Our Story
How "Me" Became "We"
Her Take
A bunch of us went out to celebrate a friend's birthday at a hibachi restaurant back in the Summer of 2014. I sat next to one of my girlfriends on one side and some kid with a really big beard on the other side. I had no clue who he was. As drinks and dinner were flowing this grizzly bearded dude, who's name I found out was Andrew, wasn't as scary as his appearance lead on (he actually let me eat the broccoli off his plate). He thought I didn't know how to use the chop sticks (I blame it on the saki bombs), so I just let him "teach me", make a guy feel good you know?
About a month later, that "birthday girl" called me and asked if she could give Andrew my number -- she kept saying what a great guy he was and how we both ended relationships not too long ago and she had a good feeling. He texted me the next day and our conversation felt like we had known each other for years. It started off as us making fun of each other, to getting to know each other, to texting each other non-stop. After him asking me to hang out about 7 times I finally caved in. He took me to MILLERS for drinks (how romantic, thanks friend for the recommendation in guy). When I got there we were both wearing black on black, leather jackets, and Cons (I looked cuter though), and little did I know I would have such a fun, silly, lighthearted time (with my future hub).
After we had a few drinks and a mountain high stack of nachos, he walked me to my car and tried to kiss me (I turned him down, sorry Anj!) I went into my car and drove to my friend's house (MOH Jillian) and said WOW I think I like him...but ugh, that beard!!! She said you never know but...I love beards (thankfully the b'yatch had a boyfriend).
As him and I talked for a few weeks I tried to come up with bets to see how I could get him to shave without coming off that I was trying to change him. So when we were hanging out one night we bet the beard on a game of pool and guess what, I WON!! He even let me shave the beard myself! When his face was finally revealed it was love at 11th sight.
Once the beard came off and we officially started dating for a few weeks, all I kept saying is how badly I wanted a bulldog and to name him Stanley. 3 days later we got a bulldog and named him Stanley. I guess you can say ever since the disappearance of the grizzly beard, life just fell into place. I will always be known as the one who turned Andrew from Duck Dynasty to my Top Gun Tom Cruise!
His Take
Forget everything you just read. Anyone who knows Carly and I knows I am the more reliable witness of the team so gather 'round the campfire if you want to know what REALLY happened.
True, Carly and I first met each other at a mutual friend's hibachi birthday dinner and we did sit next to each other. What Carly left out is that not only did she not know how to use chopsticks, but she also didn't know how to saki bomb (therefore her excuse for being a poor chopsticker, blaming it on the saki bombing, is inaccurate). Good thing I was there to teach her both (I mean, what 20-something doesn't know the art of the saki bomb?? But I digress...) One thing I will say though is that I noticed Carly's manners right off the bat. I don't think I ever heard anyone ever say "May I please have..." before ordering something, nice job mom and dad!

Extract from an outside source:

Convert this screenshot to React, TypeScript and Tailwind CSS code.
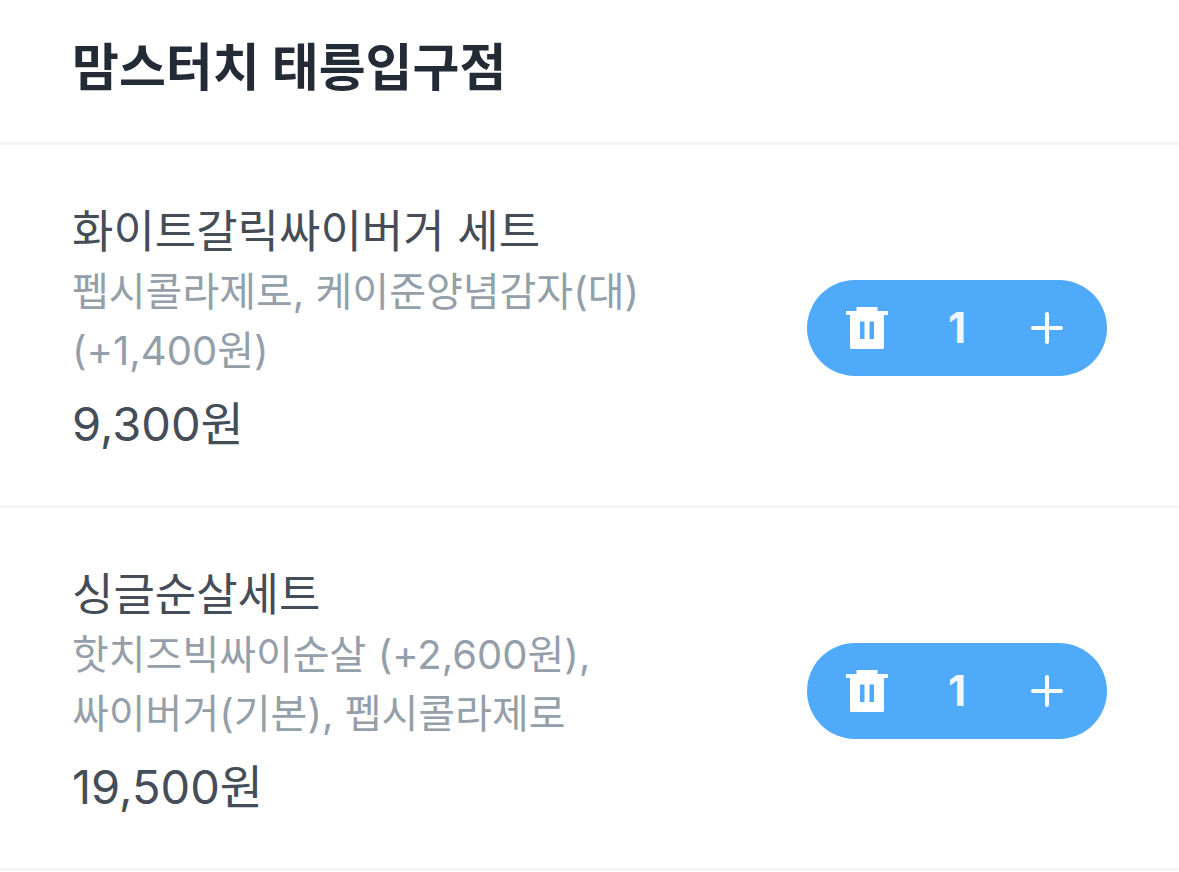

True, said birthday girl did give me Carly's number about a month after the dinner. Also true, mine and Carly's early texting days were basically busting each other's chops flirtatously and also included me sending her a "pic of the day" (since we were both technically single and playing the field at the time I had to think of some excuse to text her every day without coming off too strong).
After she asked me to hang out a few times (I was a very busy guy back then with a social calendar stacked to the rafters, not to mention I couldn't come across as too interested with someone I just started talking to) I agreed to meet her at MILLERS (her choice, not mine--I mean come on, you have to give me more credit than that I'm a classy guy!) Our matching outfits are pretty accurate, though there's no way in hell I ever wore Cons the first time hanging out with someone I was talking to (I must have rocked some rare SB's or something equally sneaker-headish considering the collection of rarified footwear I possess). I did walk her to her car but I NEVER tried to kiss her that soon (I'm a gentleman and would NEVER do that!), something we still playfully fight about until this very day. After our time together concluded I went back home to my PRISTINE apartment (that will matter later) and probably played Mario Kart.
The whole story about the beard is actually true. The only thing I want to add is that I let her win at pool because I sensed this whole beard situation was pushing me further into the "friend-zone", so I let her have that small victory. When people ask me what my favorite part of getting married to Carly is I tell them that if she wants health insurance I have to be allowed to grow my beard to the floor. Hey, I can dream can't I?
The whole Carly wanting a bulldog and naming him Stanley is all true. An important detail I need to add is my apartment back then was the ultimate bachelor pad. I kept that place so clean you could eat dinner off of the floor any night of the week. Once we got Stanley, Carly decided that she wanted to sleep over every night and Hurricane Carly was officially born, because my immaculate pad got absolutely and utterly destroyed (having a puppy didn't help things, but he was less messy than she was). But for true love, I guess it was a small price to pay!